The company's vehicles are, at present, maintained by a motor engineer at Stepney. whose premises were visited by Mr B. Brown, a Ministry of Transport vehicle examiner, who said that existing facilities were adequate to meet the anticipated needs of the applicant. He also stated that he had been given the opportunity to examine the vehicles during their maintenance and that he was satisfied that there were satisfactory arrangements.
Mr Sherif told the LA that he was negotiating for warehousing and maintenance facilities • in London and that he intended to engage his own maintenance staff when the premises became available. He said it was also his intention to send his chief mechanic with vehicles as far as Pakistan, so that he could examine conditions and, on his return to the United Kingdom, make the necessary arrangements for adequate spare parts and maintenance facilities.

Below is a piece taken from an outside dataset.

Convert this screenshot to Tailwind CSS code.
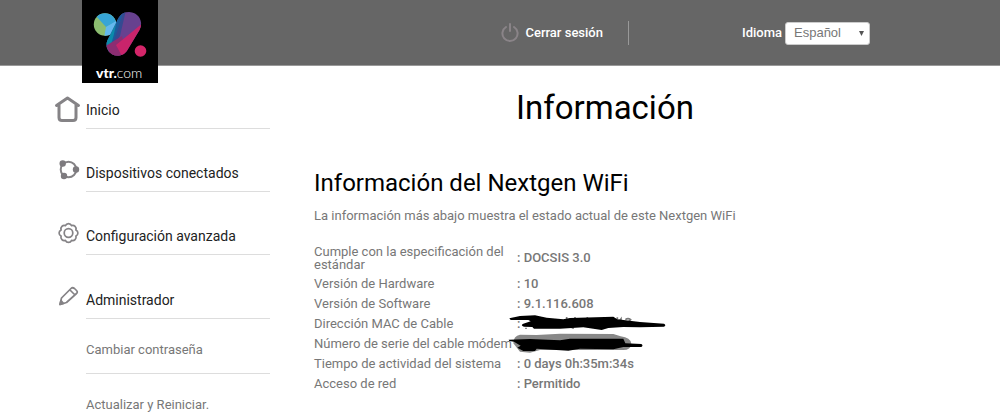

The LA was told that the applicant company would acquire the additional vehicles over a three-year period but that the acquisition would take place much earlier if British vehicle manufacturers would produce a tractive unit for a 38-ton-gross outfit which was capable of developing 340 bhp.
Mr Muir said the application represented exceptional expansion and he reminded Mr Sherif that when the new premises were established, the LA should be advised in order that vehicle examiners could inspect them.